The Castro from Cuba

When the U.S owned oil refineries in Cuba stopped processing oil, they were expropriated, and the diplomatic relations between Cuba and the U.S soured. As a result the Cuban government signed a variety of agreements with the USSR, which included buying oil and receiving military and economic aid. As Cuba traded millions of tons of sugar in return for financial aid, that ran into billions, and agricultural machinery, the economy started looking up.

While the Soviet Union gave Cuba the initial push, before it collapsed in 1991, Castro took some steps to wipe out social and economic inequality within the nation. It started with the first agrarian reform law (1959) which limited property rights to 1000 hectares per person. At the same time the property of many wealthy individuals was nationalized for redistribution to the poor. Also, the state owned farms permanently employed seasonal labour, as a result these labourers enjoyed social security, education and free medical and day care benefits. The overall loss of the wealthy, due to inadequate compensation, was, however, less than the overall gains of the poor. The aim was to increase the purchasing power of millions of poor Cubans to encourage industrial growth. The second agrarian reform law (1963) which reduced private property rights to 67 hectares per person aimed at promoting agrarian co-operatives through which people can benefit from modern infrastructure, which the majority was oblivious to, such as housing with toilets, even schools.

Though it was a self-sustained economy that Castro had envisioned for Cuba, he opened a previously closed market economy to foreign investment. He also encouraged tourism to bring in revenues from other nations. Another reason for increased tourism was the supply of good quality doctors, due to availability of top notch education. These medical services were also sold to nations such as Venezuela in exchange for oil.

In recent times Cuba has formed strong trade deals with countries like China and Venezuela, the value of the Cuban peso has appreciated due to certain fiscal measures taken by the government, oil has been discovered in the Cuban waters and overall economic conditions are looking good with new housing and state salary hikes expected in the future.

There is no doubt about Fidel Castro’s contribution in uplifting the have-nots of Cuba and improving its economic condition. This self proclaimed Marxist-Leninist had a vision: a self-sustained nation with equal social and economic opportunity for all. Albeit all his achievements, one cannot completely agree that he has realized this vision. Though reforms in the agriculture sector rendered economic independence to millions, the richer landowners were unfairly compensated and gained nothing. Allocation of resources by the state did not reflect equality, also state owned land was inefficiently managed.

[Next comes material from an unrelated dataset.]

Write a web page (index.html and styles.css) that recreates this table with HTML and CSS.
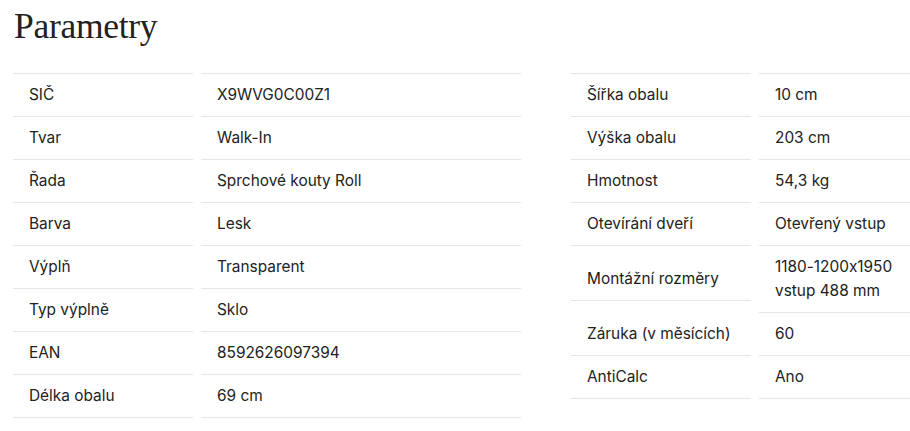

Nationalization of property also forced former owners to flee to the U.S and generated ill will against Castro’s communistic regime amongst the same.

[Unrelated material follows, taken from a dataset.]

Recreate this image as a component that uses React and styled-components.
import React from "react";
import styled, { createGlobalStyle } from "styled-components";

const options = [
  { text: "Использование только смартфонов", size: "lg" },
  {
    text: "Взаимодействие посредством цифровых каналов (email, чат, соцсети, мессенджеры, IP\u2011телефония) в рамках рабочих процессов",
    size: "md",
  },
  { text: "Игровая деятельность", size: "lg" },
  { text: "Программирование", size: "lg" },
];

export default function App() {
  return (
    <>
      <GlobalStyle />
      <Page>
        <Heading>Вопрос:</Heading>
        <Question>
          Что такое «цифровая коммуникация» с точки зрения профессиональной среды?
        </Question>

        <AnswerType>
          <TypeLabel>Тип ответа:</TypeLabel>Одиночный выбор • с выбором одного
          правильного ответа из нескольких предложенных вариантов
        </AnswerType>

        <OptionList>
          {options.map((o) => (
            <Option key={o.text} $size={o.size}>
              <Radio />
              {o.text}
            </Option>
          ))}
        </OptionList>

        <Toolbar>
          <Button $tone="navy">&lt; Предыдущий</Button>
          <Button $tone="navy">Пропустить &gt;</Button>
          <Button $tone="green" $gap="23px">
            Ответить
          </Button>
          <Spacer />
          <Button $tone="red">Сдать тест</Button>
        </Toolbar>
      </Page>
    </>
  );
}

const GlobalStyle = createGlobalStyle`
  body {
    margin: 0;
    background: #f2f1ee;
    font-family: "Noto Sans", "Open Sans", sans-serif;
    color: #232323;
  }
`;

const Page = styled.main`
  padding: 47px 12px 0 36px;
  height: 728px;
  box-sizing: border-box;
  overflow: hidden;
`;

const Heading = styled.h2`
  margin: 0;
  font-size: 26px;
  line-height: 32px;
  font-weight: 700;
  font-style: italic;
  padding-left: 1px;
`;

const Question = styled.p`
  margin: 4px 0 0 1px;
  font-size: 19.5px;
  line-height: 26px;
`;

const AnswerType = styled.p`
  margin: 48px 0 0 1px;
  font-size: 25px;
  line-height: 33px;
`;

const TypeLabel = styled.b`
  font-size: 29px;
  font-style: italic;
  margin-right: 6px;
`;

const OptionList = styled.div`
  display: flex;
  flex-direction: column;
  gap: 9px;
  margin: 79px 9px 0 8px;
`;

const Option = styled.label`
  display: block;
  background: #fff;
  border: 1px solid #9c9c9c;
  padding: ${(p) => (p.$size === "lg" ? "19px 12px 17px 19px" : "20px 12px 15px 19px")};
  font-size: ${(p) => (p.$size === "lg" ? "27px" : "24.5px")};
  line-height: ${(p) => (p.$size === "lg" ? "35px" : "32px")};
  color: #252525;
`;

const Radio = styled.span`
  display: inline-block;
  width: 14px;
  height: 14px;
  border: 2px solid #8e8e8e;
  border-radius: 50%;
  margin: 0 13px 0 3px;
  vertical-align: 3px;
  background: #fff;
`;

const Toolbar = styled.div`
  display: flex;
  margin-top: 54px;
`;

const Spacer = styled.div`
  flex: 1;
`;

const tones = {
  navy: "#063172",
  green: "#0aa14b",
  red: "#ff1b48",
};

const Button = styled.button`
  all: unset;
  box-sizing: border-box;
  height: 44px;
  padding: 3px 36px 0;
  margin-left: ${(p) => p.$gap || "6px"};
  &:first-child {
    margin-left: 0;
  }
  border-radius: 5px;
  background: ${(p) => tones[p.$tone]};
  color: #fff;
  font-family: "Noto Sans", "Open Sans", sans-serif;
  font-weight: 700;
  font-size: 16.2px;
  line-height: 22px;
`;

Ownership of inputs by state, in case of independent producers, has led to these producers being dependent on the underground economy, which is also thriving as a result of the trade of unwanted consumer goods which have been rationed, for a little extra money.

Free education and medical care sound good, but not when citizens can acquire these ‘free’ medicines only if they get remittances from relatives abroad to pay for medical facilities, and when children are forced into child labour in return for ‘free’ education. The government seems to have turned a blind eye to the sex tourism too, which is rampant in the name of tourism. Also, it is shocking that a country which was dependent on the USSR for oil is now an exporter of it. The reason however is not the latest discovery of petroleum deposits in the Carribean water bodies but a supposed barter deal with new friend Hugo Chavez, Venezuelan president, who supplies 100,000 barrels of oil to Cuba, daily, thus unjustly appropriating his own citizens’ birthright to their country’s resources.

All this and his military and leftist regime have been criticized by many. Some critics have called him power driven and his reforms have been interpreted as strategies to garner mass appeal and a majority support. Everything said and done, Fidel Castro, soon to be former president of Cuba and close associate of the iconic Che Guevara has achieved Cuba’s economic independence and freedom from one of the world’s superpowers-the United States of America, and made his mark on the world. He does, and will eternally remain in the hearts of millions as a revolutionary and charismatic leader who led Cuba into the 21st century.